A study by sociologists Richard Arum and Jospia Roksa suggests that as colleges treat students more as consumers that need to be satisfied, rather than demand that they learn critical thinking skills, the point of college is shifting from academics to other areas.
The researchers discussed their findings through an American Council on Education webinar. UAA and UAF both participated, 15 UAA professors attended at the consortium library.
The study followed 2,300 students through their first two years of college. These students came from 24 ‘diverse’ four-year institutions. Several surveys were held in fall 2005, and evaluated students again in spring 2007, spring 2009, and their transition into the labor market.
The researchers distributed their own survey, which considered family background, high school traits, ACT/SAT scores, high school GPA, college transcripts, etc.
According to the surveys, 36 percent of college graduates do not increase their critical thinking skills in the four years of college and 45 percent of college students do not increase their critical thinking skills in the first two years of college.

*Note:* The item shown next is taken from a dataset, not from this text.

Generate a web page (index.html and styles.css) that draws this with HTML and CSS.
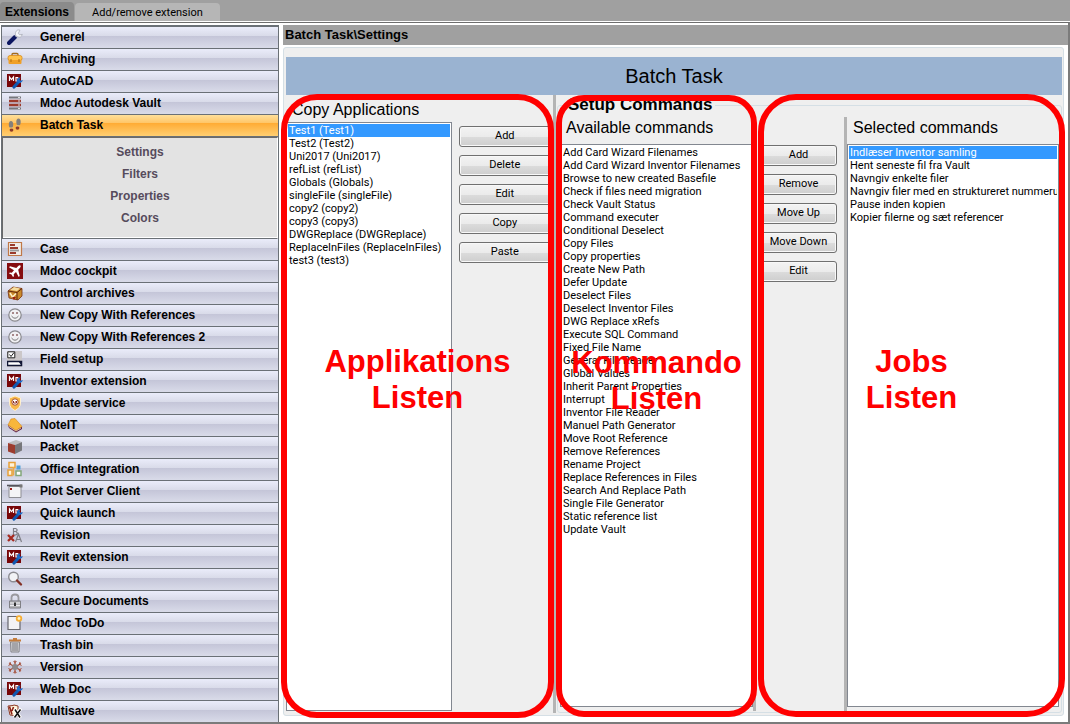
FILE: index.html
```html
<!DOCTYPE html>
<html lang="en">
<head>
<meta charset="utf-8">
<title>Batch Task\Settings</title>
<link rel="stylesheet" href="styles.css">
</head>
<body>
<svg class="sprite" aria-hidden="true">
  <symbol id="i-wrench" viewBox="0 0 16 16"><path d="M2 14 8 8" stroke="#0b1560" stroke-width="4" stroke-linecap="round"/><path d="M8.500 7.500 11 5" stroke="#b9bcc6" stroke-width="2.500"/><path d="M13 1.200a3.500 3.500 0 1 0 2.300 4.200l-2.800.4-1.200-1.600z" fill="#f4f5fa" stroke="#9a9da8" stroke-width=".6"/></symbol>
  <symbol id="i-case" viewBox="0 0 16 16"><path d="M5 5V3.500q0-1 1-1h4q1 0 1 1V5" fill="none" stroke="#a36a1c" stroke-width="1.300"/><rect x="1" y="4.500" width="14" height="5" rx="2" fill="#ffc24a" stroke="#d98a1a" stroke-width=".8"/><path d="M1.500 9h13v3q0 1-1 1h-11q-1 0-1-1z" fill="#f0a028"/><path d="M4 8v3M12 8v3" stroke="#b06d10"/></symbol>
  <symbol id="i-md" viewBox="0 0 16 16"><path d="M0 1h14v13H0z" fill="#780608"/><path d="M2.500 8V4l2 2.500 2-2.500v4M9 4.500V8h1.500q2-1.700 0-3.500z" fill="none" stroke="#fff" stroke-width="1.200"/><path d="m7 14 4.500-5" stroke="#1058b0" stroke-width="3.200" stroke-linecap="round"/><path d="m15.800 7-2.300.8-1-1 1-2.300a3.400 3.400 0 0 0-3.500 4.500 3.400 3.400 0 0 0 5.800-2z" fill="#1c6ac8"/></symbol>
  <symbol id="i-vault" viewBox="0 0 16 16"><path d="M2 2.500h12M2 13.500h12" stroke="#77777c" stroke-width="2"/><path d="M2 6h12M2 10h12" stroke="#9c3a2c" stroke-width="2.400"/><path d="M11 2.500h2M11 6h2M11 10h2M11 13.500h2" stroke="#ddd"/></symbol>
  <symbol id="i-feet" viewBox="0 0 16 16"><ellipse cx="4" cy="7.500" rx="2.200" ry="3.500" fill="#85807c"/><ellipse cx="4.500" cy="13" rx="1.900" ry="1.700" fill="#8f3a28"/><ellipse cx="11.500" cy="5" rx="2.200" ry="3.500" fill="#85807c"/><ellipse cx="10.500" cy="11" rx="1.900" ry="1.700" fill="#8f3a28"/><path d="M2.500 11h3.500M9 8.800h3.500" stroke="#e9c17b"/></symbol>
  <symbol id="i-doc" viewBox="0 0 16 16"><path d="M1.500 1.500h13v13h-13z" fill="#f1ece8" stroke="#c07848" stroke-width="1.200"/><path d="M3 4h5M3 7h8M3 12h6" stroke="#9b3a2c" stroke-width="1.800"/><path d="M3 9.500h9" stroke="#999" stroke-width="1.800"/></symbol>
  <symbol id="i-plane" viewBox="0 0 16 16"><path d="M0 0h16v16H0z" fill="#850c10"/><path d="M13.500 2.500q-1-.8-2 .2L9.300 5 3 3.300 2 4.300l5 3-2.200 2.500-2-.3-.8.900 2.500 1.200L6 14l1-.8-.3-2L9 9l2.700 5 1-1-1.500-6.300 2-2.200q.8-1 .3-2z" fill="#fff"/></symbol>
  <symbol id="i-box" viewBox="0 0 16 16"><path d="m1 6 5-4 9 1.500V11l-4 4-9-2z" fill="#c98a2c" stroke="#7a3210" stroke-width=".8"/><path d="m1 6 9 1.500L15 3.500M10 7.500V15" fill="none" stroke="#63260c"/><path d="m3 5 4-3 6 1.500L10 6z" fill="#f6dca0"/><path d="m3 8 2.500 4L9 8.500" fill="none" stroke="#fff0c8" stroke-width="1.500"/><path d="m5 12 2 3 2-3z" fill="#9c1d10"/></symbol>
  <symbol id="i-smile" viewBox="0 0 16 16"><circle cx="8" cy="8" r="6.200" fill="#f1f1f3" stroke="#88888d" stroke-width="1.200"/><path d="M6 5v2M10 5v2" stroke="#744" stroke-width="1.200"/><path d="M4.500 9q3.500 4.500 7 0" fill="none" stroke="#777"/></symbol>
  <symbol id="i-field" viewBox="0 0 16 16"><path d="M0 0h15v16H0z" fill="#cbc7c9"/><path d="M.8.800h7v6h-7z" fill="#fff" stroke="#222"/><path d="m2.500 3.500 1.500 2 3-4" fill="none" stroke="#222"/><path d="M.5 10.500h14v4H.5z" fill="#fff" stroke="#111635" stroke-width="1.500"/><path d="M11 10h4v5z" fill="#111635"/></symbol>
  <symbol id="i-shield" viewBox="0 0 16 16"><path d="M8 1 13.500 3v5q0 5-5.500 7.500Q2.500 13 2.500 8V3z" fill="#f8b84a" stroke="#fff0cf"/><circle cx="8" cy="7" r="3.200" fill="#fff" stroke="#a8502c"/><path d="M6.500 6v2h3V6l-1 1" fill="none" stroke="#8d2d20"/></symbol>
  <symbol id="i-note" viewBox="0 0 16 16"><path d="m1 8 1 3 7 4.500 6-3.500v-2z" fill="#632348"/><path d="m1 8 3-6 4-.5L15 9.500l-6 4z" fill="#f8b63c" stroke="#d68718" stroke-width=".6"/><path d="m2 9.500 7 4.500 5-3" fill="none" stroke="#f0ddb0" stroke-width=".8"/></symbol>
  <symbol id="i-packet" viewBox="0 0 16 16"><path d="m1 4 8-3 6 2-7 3z" fill="#bcbcbf"/><path d="m1 4 7 2v9l-7-2.500z" fill="#9c3c2e"/><path d="m8 6 7-3v8.500L8 15z" fill="#77777b"/></symbol>
  <symbol id="i-office" viewBox="0 0 16 16"><path d="M2 1.500h6v5H2zM1 9h4v5.500H1z" fill="#fff3d8" stroke="#e7a13a" stroke-width="1.500"/><path d="M9.500 4.500h4v4h-4z" fill="#51a0d8"/><path d="M9 10h5v4.500H9z" fill="#fff" stroke="#83a77a" stroke-width="1.500"/><path d="M6.500 6v8.500" stroke="#edaa43" stroke-width="1.500"/></symbol>
  <symbol id="i-plot" viewBox="0 0 16 16"><path d="M2 3.500h12v11H2z" fill="#f4f4f6" stroke="#8e8e93"/><path d="M0 2.500h15" stroke="#55555c" stroke-width="1.600"/><path d="M12.500 1.500h3v3h-3z" fill="#777"/><path d="M3 5h2v2H3z" fill="#a0201c"/></symbol>
  <symbol id="i-rev" viewBox="0 0 16 16"><path d="M6.500 8V1.500h2.200q3 1.500 0 3H7m1.700 0q3.300 1.700 0 3.500H6.500M8.500 15l3-8 3 8M9.500 12.500h4" fill="none" stroke="#7f7f87" stroke-width="1.200"/><path d="m1 8 6 6M7 8l-6 6" stroke="#a62a20" stroke-width="2.300"/></symbol>
  <symbol id="i-search" viewBox="0 0 16 16"><circle cx="6.500" cy="6" r="4.800" fill="#f1f2f6" stroke="#8c8c92" stroke-width="1.400"/><path d="m10 9.500 4 4" stroke="#833024" stroke-width="2.400" stroke-linecap="round"/></symbol>
  <symbol id="i-lock" viewBox="0 0 16 16"><path d="M4.500 8V4.500q0-3 3.500-3t3.500 3V8" fill="none" stroke="#99999e" stroke-width="1.800"/><path d="M2.500 8h11v7h-11z" fill="#b7b7ba" stroke="#808085"/><path d="M3 10h10M3 12.500h10" stroke="#ececef"/><path d="M7 9.500h2v3.500H7z" fill="#333"/></symbol>
  <symbol id="i-todo" viewBox="0 0 16 16"><path d="M1 1.500h12v13H1z" fill="#f3f3f5" stroke="#68686e" stroke-width="1.200"/><circle cx="12" cy="3.500" r="3.200" fill="#f5ad35"/><circle cx="12" cy="3.500" r="1.400" fill="#fff4c0"/></symbol>
  <symbol id="i-trash" viewBox="0 0 16 16"><path d="M3.500 5h9l-.5 10H4z" fill="#d2d2d5" stroke="#85858a"/><path d="M6 6v8M8 6v8M10 6v8" stroke="#77777c"/><path d="M2 3.500h12M6 2h4" stroke="#c47c3b" stroke-width="1.800"/></symbol>
  <symbol id="i-version" viewBox="0 0 16 16"><path d="M8 1.500v13M2 4.500l12 7M14 4.500l-12 7" stroke="#a95039" stroke-width="1.300"/><circle cx="8" cy="8" r="3" fill="#8e8a8c"/><path d="m6.500 2 1.500 1.500L9.500 2M6.500 14 8 12.500 9.500 14M1.500 6.500l2-1.200L3 3M14.500 6.500l-2-1.200L13 3M1.500 9.500l2 1.200L3 13M14.500 9.500l-2 1.200L13 13" fill="none" stroke="#a04a35"/></symbol>
  <symbol id="i-multi" viewBox="0 0 16 16"><path d="m1 3 5-.5L7 2l4 1v10l-8-1z" fill="#fff7dd" stroke="#8d3a25"/><path d="m2.500 3.500 2.500 8M6.500 4 5 8" stroke="#8d1f16" stroke-width="1.600"/><path d="m7.500 6 6 9M14 5.500l-7 9" stroke="#fff" stroke-width="3.200"/><path d="m8 6.500 5 8M13.500 6.500l-6 8" stroke="#111" stroke-width="1.500"/></symbol>
</svg>

<div class="app">
  <div class="tabs" role="tablist">
    <button class="tab tab-active" role="tab" aria-selected="true">Extensions</button>
    <button class="tab" role="tab" aria-selected="false">Add/remove extension</button>
  </div>

  <div class="body">
    <nav class="sidebar" aria-label="Extensions">
      <button class="item"><svg class="icon"><use href="#i-wrench"/></svg>Generel</button>
      <button class="item"><svg class="icon"><use href="#i-case"/></svg>Archiving</button>
      <button class="item"><svg class="icon"><use href="#i-md"/></svg>AutoCAD</button>
      <button class="item"><svg class="icon"><use href="#i-vault"/></svg>Mdoc Autodesk Vault</button>
      <button class="item item-open" aria-expanded="true"><svg class="icon"><use href="#i-feet"/></svg>Batch Task</button>
      <div class="submenu">
        <a href="#settings">Settings</a>
        <a href="#filters">Filters</a>
        <a href="#properties">Properties</a>
        <a href="#colors">Colors</a>
      </div>
      <button class="item"><svg class="icon"><use href="#i-doc"/></svg>Case</button>
      <button class="item"><svg class="icon"><use href="#i-plane"/></svg>Mdoc cockpit</button>
      <button class="item"><svg class="icon"><use href="#i-box"/></svg>Control archives</button>
      <button class="item"><svg class="icon"><use href="#i-smile"/></svg>New Copy With References</button>
      <button class="item"><svg class="icon"><use href="#i-smile"/></svg>New Copy With References 2</button>
      <button class="item"><svg class="icon"><use href="#i-field"/></svg>Field setup</button>
      <button class="item"><svg class="icon"><use href="#i-md"/></svg>Inventor extension</button>
      <button class="item"><svg class="icon"><use href="#i-shield"/></svg>Update service</button>
      <button class="item"><svg class="icon"><use href="#i-note"/></svg>NoteIT</button>
      <button class="item"><svg class="icon"><use href="#i-packet"/></svg>Packet</button>
      <button class="item"><svg class="icon"><use href="#i-office"/></svg>Office Integration</button>
      <button class="item"><svg class="icon"><use href="#i-plot"/></svg>Plot Server Client</button>
      <button class="item"><svg class="icon"><use href="#i-md"/></svg>Quick launch</button>
      <button class="item"><svg class="icon"><use href="#i-rev"/></svg>Revision</button>
      <button class="item"><svg class="icon"><use href="#i-md"/></svg>Revit extension</button>
      <button class="item"><svg class="icon"><use href="#i-search"/></svg>Search</button>
      <button class="item"><svg class="icon"><use href="#i-lock"/></svg>Secure Documents</button>
      <button class="item"><svg class="icon"><use href="#i-todo"/></svg>Mdoc ToDo</button>
      <button class="item"><svg class="icon"><use href="#i-trash"/></svg>Trash bin</button>
      <button class="item"><svg class="icon"><use href="#i-version"/></svg>Version</button>
      <button class="item"><svg class="icon"><use href="#i-md"/></svg>Web Doc</button>
      <button class="item"><svg class="icon"><use href="#i-multi"/></svg>Multisave</button>
    </nav>

    <main class="main">
      <h1 class="path">Batch Task\Settings</h1>
      <div class="group">
        <h2 class="banner">Batch Task</h2>
        <div class="panes">
          <section class="pane pane-copy">
            <div class="column column-copy">
              <label class="caption" for="apps">Copy Applications</label>
              <select class="list" id="apps" size="11">
                <option selected>Test1 (Test1)</option>
                <option>Test2 (Test2)</option>
                <option>Uni2017 (Uni2017)</option>
                <option>refList (refList)</option>
                <option>Globals (Globals)</option>
                <option>singleFile (singleFile)</option>
                <option>copy2 (copy2)</option>
                <option>copy3 (copy3)</option>
                <option>DWGReplace (DWGReplace)</option>
                <option>ReplaceInFiles (ReplaceInFiles)</option>
                <option>test3 (test3)</option>
              </select>
            </div>
            <div class="actions">
              <button class="btn">Add</button>
              <button class="btn">Delete</button>
              <button class="btn">Edit</button>
              <button class="btn">Copy</button>
              <button class="btn">Paste</button>
            </div>
            <div class="mark mark-copy"><span>Applikations<br>Listen</span></div>
          </section>
          <div class="splitter"></div>
          <fieldset class="setup">
            <legend class="legend">Setup Commands</legend>
            <div class="setup-panes">
              <section class="pane pane-available">
                <div class="column">
                  <label class="caption" for="available">Available commands</label>
                  <select class="list" id="available" size="30">
                    <option>Add Card Wizard Filenames</option>
                    <option>Add Card Wizard Inventor Filenames</option>
                    <option>Browse to new created Basefile</option>
                    <option>Check if files need migration</option>
                    <option>Check Vault Status</option>
                    <option>Command executer</option>
                    <option>Conditional Deselect</option>
                    <option>Copy Files</option>
                    <option>Copy properties</option>
                    <option>Create New Path</option>
                    <option>Defer Update</option>
                    <option>Deselect Files</option>
                    <option>Deselect Inventor Files</option>
                    <option>DWG Replace xRefs</option>
                    <option>Execute SQL Command</option>
                    <option>Fixed File Name</option>
                    <option>General File Reader</option>
                    <option>Global Values</option>
                    <option>Inherit Parent Properties</option>
                    <option>Interrupt</option>
                    <option>Inventor File Reader</option>
                    <option>Manuel Path Generator</option>
                    <option>Move Root Reference</option>
                    <option>Remove References</option>
                    <option>Rename Project</option>
                    <option>Replace References in Files</option>
                    <option>Search And Replace Path</option>
                    <option>Single File Generator</option>
                    <option>Static reference list</option>
                    <option>Update Vault</option>
                  </select>
                </div>
                <div class="mark mark-available"><span>Kommando<br>Listen</span></div>
              </section>
              <div class="splitter"></div>
              <section class="pane pane-selected">
                <div class="actions">
                  <button class="btn">Add</button>
                  <button class="btn">Remove</button>
                  <button class="btn">Move Up</button>
                  <button class="btn">Move Down</button>
                  <button class="btn">Edit</button>
                </div>
                <div class="splitter"></div>
                <div class="column">
                  <label class="caption" for="chosen">Selected commands</label>
                  <select class="list" id="chosen" size="6">
                    <option selected>Indlæser Inventor samling</option>
                    <option>Hent seneste fil fra Vault</option>
                    <option>Navngiv enkelte filer</option>
                    <option>Navngiv filer med en struktureret nummerudtrykning</option>
                    <option>Pause inden kopien</option>
                    <option>Kopier filerne og sæt referencer</option>
                  </select>
                </div>
                <div class="mark mark-selected"><span>Jobs<br>Listen</span></div>
              </section>
            </div>
          </fieldset>
        </div>
      </div>
    </main>
  </div>
</div>
</body>
</html>
```
FILE: styles.css
```css
* { box-sizing: border-box; }

body {
  margin: 0;
  background: #fff;
  color: #000;
  font-family: "Liberation Sans", Arial, sans-serif;
  font-size: 11px;
}

button, select { font: inherit; color: inherit; }

.sprite { position: absolute; width: 0; height: 0; }

.app {
  display: flex;
  flex-direction: column;
  min-height: 100vh;
  border-bottom: 2px solid #7b7b7b;
}

/* top tabs */
.tabs {
  display: flex;
  align-items: flex-end;
  gap: 1px;
  height: 21px;
  background: #a0a0a0;
}

.tab {
  height: 18px;
  padding: 0 17px;
  border: 0;
  border-radius: 4px 4px 0 0;
  background: #b6b6b6;
  font-family: Roboto, "Liberation Sans", sans-serif;
  font-size: 11px;
}

.tab-active {
  height: 19px;
  padding: 0 5px;
  background: #8b8b8b;
  font-family: "Liberation Sans", Arial, sans-serif;
  font-size: 12px;
  font-weight: bold;
}

.body {
  flex: 1;
  display: flex;
  gap: 4px;
  margin-top: 1px;
  padding: 2px 0 0 1px;
  border-top: 1px solid #6d6d6d;
  border-right: 2px solid #7b7b7b;
}

/* left navigation */
.sidebar {
  flex: 0 0 278px;
  display: flex;
  flex-direction: column;
  border: 1px solid #6a7076;
  border-top-width: 2px;
  border-bottom: 0;
}

.item {
  display: flex;
  align-items: center;
  gap: 17px;
  height: 22px;
  padding: 0 5px 2px;
  border: 0;
  border-bottom: 1px solid #6a7076;
  background: linear-gradient(#eaecfa, #d9dbe9 42%, #c4c5d8 43%, #d9dbe9);
  font-size: 12px;
  font-weight: bold;
  text-align: left;
}

.item:last-child { height: 21px; border-bottom: 0; }

.item-open {
  background: linear-gradient(#ffdf9a, #ffc76a 36%, #ffac35 40%, #ffcf72);
}

.icon { flex: none; width: 16px; height: 16px; fill: none; }

.submenu {
  display: flex;
  flex-direction: column;
  height: 102px;
  padding-top: 3px;
  border-top: 1px solid #6a6a6a;
  border-left: 1px solid #6a6a6a;
  border-right: 1px solid #fff;
  border-bottom: 1px solid #6a7076;
  box-shadow: inset 0 -1px #fff;
  background: #e3e3e3;
}

.submenu a {
  color: #564b5c;
  font-size: 12px;
  font-weight: bold;
  line-height: 22px;
  text-align: center;
  text-decoration: none;
}

/* right side */
.main {
  flex: 1;
  min-width: 0;
  display: flex;
  flex-direction: column;
}

.path {
  margin: 0;
  padding: 0 2px;
  background: #a0a0a0;
  font-size: 13px;
  line-height: 20px;
}

.group {
  flex: 1;
  display: flex;
  flex-direction: column;
  margin: 2px 4px 6px 0;
  padding: 9px 1px 2px 2px;
  border: 1px solid #d5dfe5;
  border-radius: 3px;
  background: #efefef;
}

.banner {
  margin: 0;
  background: #9ab3d1;
  font-size: 20px;
  font-weight: normal;
  line-height: 38px;
  text-align: center;
}

.panes, .setup-panes { flex: 1; display: flex; min-height: 0; }

.splitter { flex: 0 0 3px; background: #b4b4b4; }

.pane { position: relative; display: flex; min-width: 0; }
.pane-copy { flex: 267; }
.pane-available { flex: 193; }
.pane-selected { flex: 303; }

.column { flex: 1; min-width: 0; display: flex; flex-direction: column; }
.column-copy { flex: 0 0 62%; }

.caption {
  padding: 0 6px 5px;
  font-size: 16px;
  line-height: 22px;
}

.column-copy .caption { padding: 4px 6px 1px; }

.list {
  flex: 1;
  width: 100%;
  margin-bottom: 4px;
  padding: 1px;
  border: 1px solid #828790;
  border-radius: 0;
  outline: 0;
  background: #fff;
  overflow: hidden;
}

.column-copy .list { margin-bottom: 2px; }

.list option {
  height: 13px;
  min-height: 13px;
  padding: 0 1px;
  font-family: Roboto, "Liberation Sans", sans-serif;
  font-size: 11px;
  line-height: 13px;
  overflow: hidden;
}

.list option:checked {
  background: #3399ff linear-gradient(#3399ff, #3399ff);
  color: #fff;
}

.actions {
  display: flex;
  flex-direction: column;
  gap: 8px;
}

.pane-copy .actions { flex: 1; padding: 31px 2px 0 7px; }
.pane-selected .actions { flex: 0 0 88px; padding: 28px 7px 0 4px; }

.btn {
  height: 21px;
  padding: 0 0 2px;
  border: 1px solid #707070;
  border-radius: 3px;
  background: linear-gradient(#f3f3f3, #ebebeb 50%, #dcdcdc 51%, #cecece);
  box-shadow: inset 0 0 0 1px #f8f8f8;
  font-family: Roboto, "Liberation Sans", sans-serif;
}

.setup {
  flex: 499;
  display: flex;
  flex-direction: column;
  min-width: 0;
  margin: 1px 0 0 1px;
  padding: 3px 2px 1px;
  border: 1px solid #d5dfe5;
  border-radius: 3px;
}

.legend {
  margin-left: 6px;
  padding: 0 2px;
  font-size: 17px;
  font-weight: bold;
  line-height: 18px;
}

.setup-panes { height: 100%; }

/* red outlines laid over the three areas */
.mark {
  position: absolute;
  z-index: 1;
  display: flex;
  justify-content: center;
  border: 6px solid #f00;
  color: #f00;
  font-size: 31px;
  font-weight: bold;
  line-height: 36px;
  text-align: center;
  pointer-events: none;
}

.mark span { margin-top: 244px; }
.mark-copy { inset: -1px -1px -5px -5px; border-radius: 36px; }
.mark-available { inset: -22px -4px -6px -4px; border-radius: 28px; }
.mark-selected { inset: -23px -6px -6px 2px; border-radius: 38px; }
```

In addition to his own surveys, Arum and Roksa used the Collegiate Learning Assessment (CLA) on all students. The above numbers were derived after scaling the scoring system to a range of 1–to-100. When students did not improve, that means that they did not move up by one percentage point in their first two or four years. Arum said that other assessments confirmed these results.
Over four years, the CLA performance gap between students coming from educated families and uneducated families stays about same. But between white and black students, the performance gap on the CLA actually increases.
“During their first two years of college, white students gained 41 points while African-America students gained only 7 points,” their book reads.